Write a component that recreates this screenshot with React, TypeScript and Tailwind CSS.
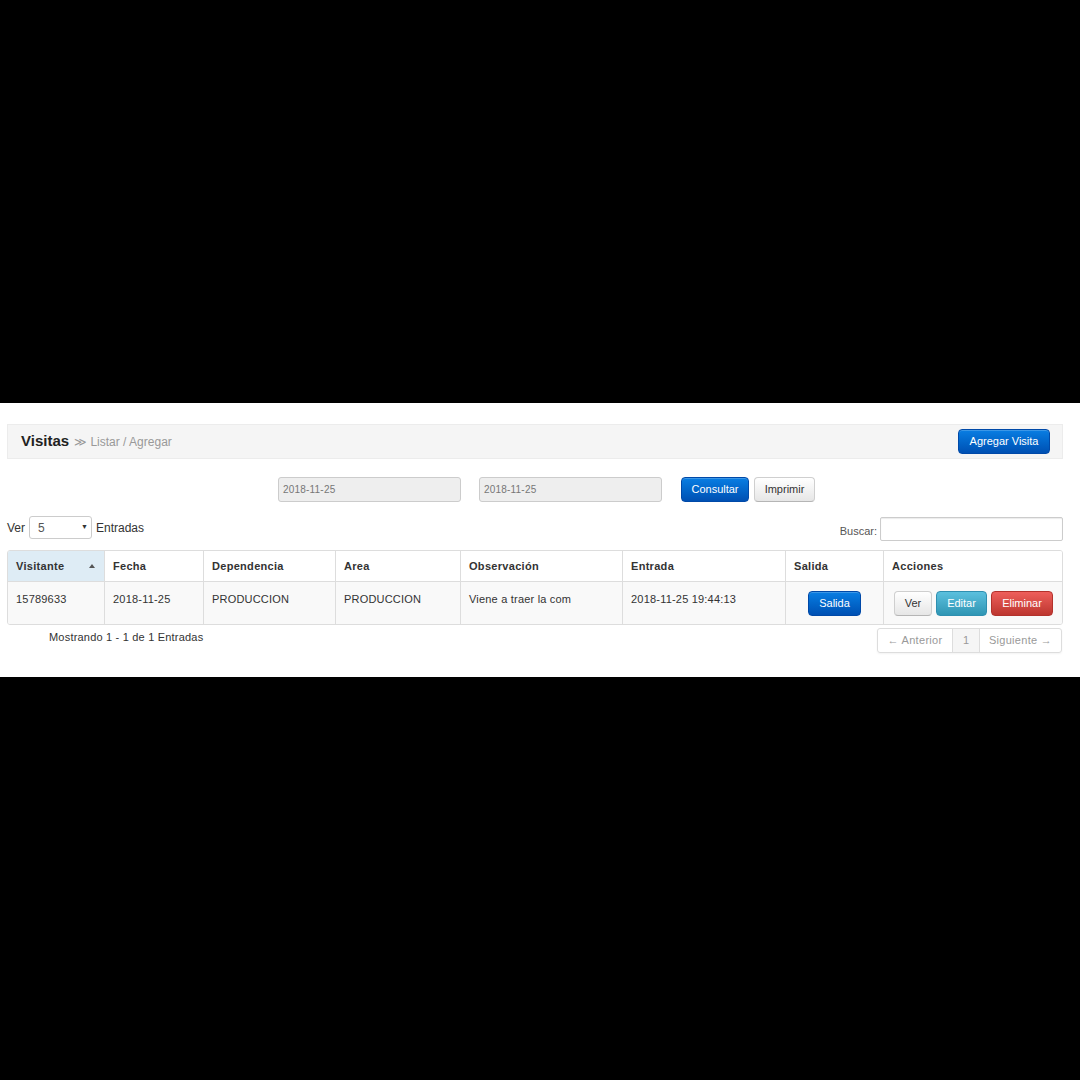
import React from "react";

const font = "font-['Liberation_Sans',Arial,sans-serif]";

const columns = [
  { label: "Visitante", w: "w-[96px]", sorted: true },
  { label: "Fecha", w: "w-[99px]" },
  { label: "Dependencia", w: "w-[132px]" },
  { label: "Area", w: "w-[125px]" },
  { label: "Observación", w: "w-[162px]" },
  { label: "Entrada", w: "w-[163px]" },
  { label: "Salida", w: "w-[98px]" },
  { label: "Acciones", w: "flex-1" },
];

const row = ["15789633", "2018-11-25", "PRODUCCION", "PRODUCCION", "Viene a traer la com", "2018-11-25 19:44:13"];

const btnBase = "h-[25px] rounded-[4px] text-[11px] leading-none flex items-center justify-center border";
const btnPrimary = `${btnBase} border-[#0049a8] bg-gradient-to-b from-[#0a7ee3] to-[#0050b3] text-white shadow-[inset_0_1px_0_rgba(255,255,255,0.2)]`;
const btnDefault = `${btnBase} border-[#cfcfcf] border-b-[#b5b5b5] bg-gradient-to-b from-white to-[#e6e6e6] text-[#333]`;
const btnInfo = `${btnBase} border-[#2f8fb0] bg-gradient-to-b from-[#5bc0de] to-[#2f96b4] text-white`;
const btnDanger = `${btnBase} border-[#b3322c] bg-gradient-to-b from-[#ee5f5b] to-[#bd362f] text-white`;

export default function App() {
  return (
    <div className={`h-screen w-full bg-black flex items-center ${font}`}>
      <div className="w-full h-[274px] bg-white pt-[21px] pl-[7px] pr-[17px] text-[#333]">
        {/* HEADER */}
        <div className="h-[35px] bg-[#f5f5f5] border border-[#ececec] flex items-center justify-between pl-[13px] pr-[12px]">
          <div className="flex items-baseline gap-[5px]">
            <span className="text-[15px] font-bold text-[#222]">Visitas</span>
            <span className="text-[12px] text-[#999]">≫ Listar / Agregar</span>
          </div>
          <button className={`${btnPrimary} w-[92px]`}>Agregar Visita</button>
        </div>

        {/* DATE FILTERS */}
        <div className="mt-[18px] ml-[271px] flex items-center">
          <div className="w-[183px] h-[25px] bg-[#eee] border border-[#ccc] rounded-[3px] flex items-center pl-[4px] text-[10px] tracking-[0.2px] text-[#777]">2018-11-25</div>
          <div className="ml-[18px] w-[183px] h-[25px] bg-[#eee] border border-[#ccc] rounded-[3px] flex items-center pl-[4px] text-[10px] tracking-[0.2px] text-[#777]">2018-11-25</div>
          <button className={`${btnPrimary} ml-[19px] w-[68px]`}>Consultar</button>
          <button className={`${btnDefault} ml-[5px] w-[61px]`}>Imprimir</button>
        </div>

        {/* LENGTH / SEARCH */}
        <div className="mt-[14px] flex items-start justify-between">
          <div className="flex items-center text-[12px] text-[#333]">
            <span>Ver</span>
            <div className="ml-[4px] w-[63px] h-[23px] border border-[#ccc] rounded-[3px] bg-white flex items-center justify-between pl-[8px] pr-[3px]">
              <span className="text-[12px] text-[#555]">5</span>
              <span className="text-[7px] text-[#333]">▼</span>
            </div>
            <span className="ml-[4px]">Entradas</span>
          </div>
          <div className="mt-[1px] flex items-center text-[11px] text-[#555]">
            <span className="mt-[5px]">Buscar:</span>
            <div className="ml-[3px] w-[183px] h-[24px] border border-[#ccc] rounded-[2px] bg-white shadow-[inset_0_1px_1px_rgba(0,0,0,0.08)]"></div>
          </div>
        </div>

        {/* TABLE */}
        <div className="mt-[9px] border border-[#ddd] rounded-[3px] overflow-hidden">
          <div className="flex h-[30px]">
            {columns.map((c, i) => (
              <div
                key={c.label}
                className={`${c.w} ${i > 0 ? "border-l border-[#ddd]" : ""} ${c.sorted ? "bg-[#deecf5]" : "bg-white"} flex items-center justify-between pl-[8px] pr-[8px] text-[11px] font-bold tracking-[0.3px] text-[#333]`}
              >
                <span>{c.label}</span>
                {c.sorted && <span className="w-0 h-0 border-l-[3px] border-r-[3px] border-b-[4px] border-l-transparent border-r-transparent border-b-[#555] mr-[1px]"></span>}
              </div>
            ))}
          </div>
          <div className="flex h-[43px] border-t border-[#ddd] bg-[#f9f9f9]">
            {row.map((v, i) => (
              <div key={i} className={`${columns[i].w} ${i > 0 ? "border-l border-[#ddd]" : ""} pl-[8px] pt-[9px] text-[11px] tracking-[0.2px] text-[#333]`}>
                {v}
              </div>
            ))}
            <div className={`${columns[6].w} border-l border-[#ddd] flex items-start justify-center pt-[9px]`}>
              <button className={`${btnPrimary} w-[53px]`}>Salida</button>
            </div>
            <div className={`${columns[7].w} border-l border-[#ddd] flex items-start pt-[9px] pl-[10px] gap-[4px]`}>
              <button className={`${btnDefault} w-[38px]`}>Ver</button>
              <button className={`${btnInfo} w-[51px]`}>Editar</button>
              <button className={`${btnDanger} w-[62px]`}>Eliminar</button>
            </div>
          </div>
        </div>

        {/* FOOTER */}
        <div className="mt-[3px] flex items-start justify-between">
          <span className="ml-[42px] mt-[1px] text-[11px] tracking-[0.2px] text-[#333]">Mostrando 1 - 1 de 1 Entradas</span>
          <div className="mr-[1px] h-[25px] flex border border-[#ddd] rounded-[3px] text-[11px] text-[#999] shadow-[0_1px_2px_rgba(0,0,0,0.05)]">
            <div className="w-[74px] flex items-center justify-center tracking-[0.3px]">← Anterior</div>
            <div className="w-[27px] flex items-center justify-center border-l border-[#ddd] bg-[#f5f5f5]">1</div>
            <div className="w-[82px] flex items-center justify-center border-l border-[#ddd] tracking-[0.3px]">Siguiente →</div>
          </div>
        </div>
      </div>
    </div>
  );
}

## Exercise details
Retype the whole listing, keeping every line identical and omitting all pictures.

## Written answer
Write a component that recreates this screenshot with React, TypeScript and Tailwind CSS.
import React from "react";

const font = "font-['Liberation_Sans',Arial,sans-serif]";

const columns = [
  { label: "Visitante", w: "w-[96px]", sorted: true },
  { label: "Fecha", w: "w-[99px]" },
  { label: "Dependencia", w: "w-[132px]" },
  { label: "Area", w: "w-[125px]" },
  { label: "Observación", w: "w-[162px]" },
  { label: "Entrada", w: "w-[163px]" },
  { label: "Salida", w: "w-[98px]" },
  { label: "Acciones", w: "flex-1" },
];

const row = ["15789633", "2018-11-25", "PRODUCCION", "PRODUCCION", "Viene a traer la com", "2018-11-25 19:44:13"];

const btnBase = "h-[25px] rounded-[4px] text-[11px] leading-none flex items-center justify-center border";
const btnPrimary = `${btnBase} border-[#0049a8] bg-gradient-to-b from-[#0a7ee3] to-[#0050b3] text-white shadow-[inset_0_1px_0_rgba(255,255,255,0.2)]`;
const btnDefault = `${btnBase} border-[#cfcfcf] border-b-[#b5b5b5] bg-gradient-to-b from-white to-[#e6e6e6] text-[#333]`;
const btnInfo = `${btnBase} border-[#2f8fb0] bg-gradient-to-b from-[#5bc0de] to-[#2f96b4] text-white`;
const btnDanger = `${btnBase} border-[#b3322c] bg-gradient-to-b from-[#ee5f5b] to-[#bd362f] text-white`;

export default function App() {
  return (
    <div className={`h-screen w-full bg-black flex items-center ${font}`}>
      <div className="w-full h-[274px] bg-white pt-[21px] pl-[7px] pr-[17px] text-[#333]">
        {/* HEADER */}
        <div className="h-[35px] bg-[#f5f5f5] border border-[#ececec] flex items-center justify-between pl-[13px] pr-[12px]">
          <div className="flex items-baseline gap-[5px]">
            <span className="text-[15px] font-bold text-[#222]">Visitas</span>
            <span className="text-[12px] text-[#999]">≫ Listar / Agregar</span>
          </div>
          <button className={`${btnPrimary} w-[92px]`}>Agregar Visita</button>
        </div>

        {/* DATE FILTERS */}
        <div className="mt-[18px] ml-[271px] flex items-center">
          <div className="w-[183px] h-[25px] bg-[#eee] border border-[#ccc] rounded-[3px] flex items-center pl-[4px] text-[10px] tracking-[0.2px] text-[#777]">2018-11-25</div>
          <div className="ml-[18px] w-[183px] h-[25px] bg-[#eee] border border-[#ccc] rounded-[3px] flex items-center pl-[4px] text-[10px] tracking-[0.2px] text-[#777]">2018-11-25</div>
          <button className={`${btnPrimary} ml-[19px] w-[68px]`}>Consultar</button>
          <button className={`${btnDefault} ml-[5px] w-[61px]`}>Imprimir</button>
        </div>

        {/* LENGTH / SEARCH */}
        <div className="mt-[14px] flex items-start justify-between">
          <div className="flex items-center text-[12px] text-[#333]">
            <span>Ver</span>
            <div className="ml-[4px] w-[63px] h-[23px] border border-[#ccc] rounded-[3px] bg-white flex items-center justify-between pl-[8px] pr-[3px]">
              <span className="text-[12px] text-[#555]">5</span>
              <span className="text-[7px] text-[#333]">▼</span>
            </div>
            <span className="ml-[4px]">Entradas</span>
          </div>
          <div className="mt-[1px] flex items-center text-[11px] text-[#555]">
            <span className="mt-[5px]">Buscar:</span>
            <div className="ml-[3px] w-[183px] h-[24px] border border-[#ccc] rounded-[2px] bg-white shadow-[inset_0_1px_1px_rgba(0,0,0,0.08)]"></div>
          </div>
        </div>

        {/* TABLE */}
        <div className="mt-[9px] border border-[#ddd] rounded-[3px] overflow-hidden">
          <div className="flex h-[30px]">
            {columns.map((c, i) => (
              <div
                key={c.label}
                className={`${c.w} ${i > 0 ? "border-l border-[#ddd]" : ""} ${c.sorted ? "bg-[#deecf5]" : "bg-white"} flex items-center justify-between pl-[8px] pr-[8px] text-[11px] font-bold tracking-[0.3px] text-[#333]`}
              >
                <span>{c.label}</span>
                {c.sorted && <span className="w-0 h-0 border-l-[3px] border-r-[3px] border-b-[4px] border-l-transparent border-r-transparent border-b-[#555] mr-[1px]"></span>}
              </div>
            ))}
          </div>
          <div className="flex h-[43px] border-t border-[#ddd] bg-[#f9f9f9]">
            {row.map((v, i) => (
              <div key={i} className={`${columns[i].w} ${i > 0 ? "border-l border-[#ddd]" : ""} pl-[8px] pt-[9px] text-[11px] tracking-[0.2px] text-[#333]`}>
                {v}
              </div>
            ))}
            <div className={`${columns[6].w} border-l border-[#ddd] flex items-start justify-center pt-[9px]`}>
              <button className={`${btnPrimary} w-[53px]`}>Salida</button>
            </div>
            <div className={`${columns[7].w} border-l border-[#ddd] flex items-start pt-[9px] pl-[10px] gap-[4px]`}>
              <button className={`${btnDefault} w-[38px]`}>Ver</button>
              <button className={`${btnInfo} w-[51px]`}>Editar</button>
              <button className={`${btnDanger} w-[62px]`}>Eliminar</button>
            </div>
          </div>
        </div>

        {/* FOOTER */}
        <div className="mt-[3px] flex items-start justify-between">
          <span className="ml-[42px] mt-[1px] text-[11px] tracking-[0.2px] text-[#333]">Mostrando 1 - 1 de 1 Entradas</span>
          <div className="mr-[1px] h-[25px] flex border border-[#ddd] rounded-[3px] text-[11px] text-[#999] shadow-[0_1px_2px_rgba(0,0,0,0.05)]">
            <div className="w-[74px] flex items-center justify-center tracking-[0.3px]">← Anterior</div>
            <div className="w-[27px] flex items-center justify-center border-l border-[#ddd] bg-[#f5f5f5]">1</div>
            <div className="w-[82px] flex items-center justify-center border-l border-[#ddd] tracking-[0.3px]">Siguiente →</div>
          </div>
        </div>
      </div>
    </div>
  );
}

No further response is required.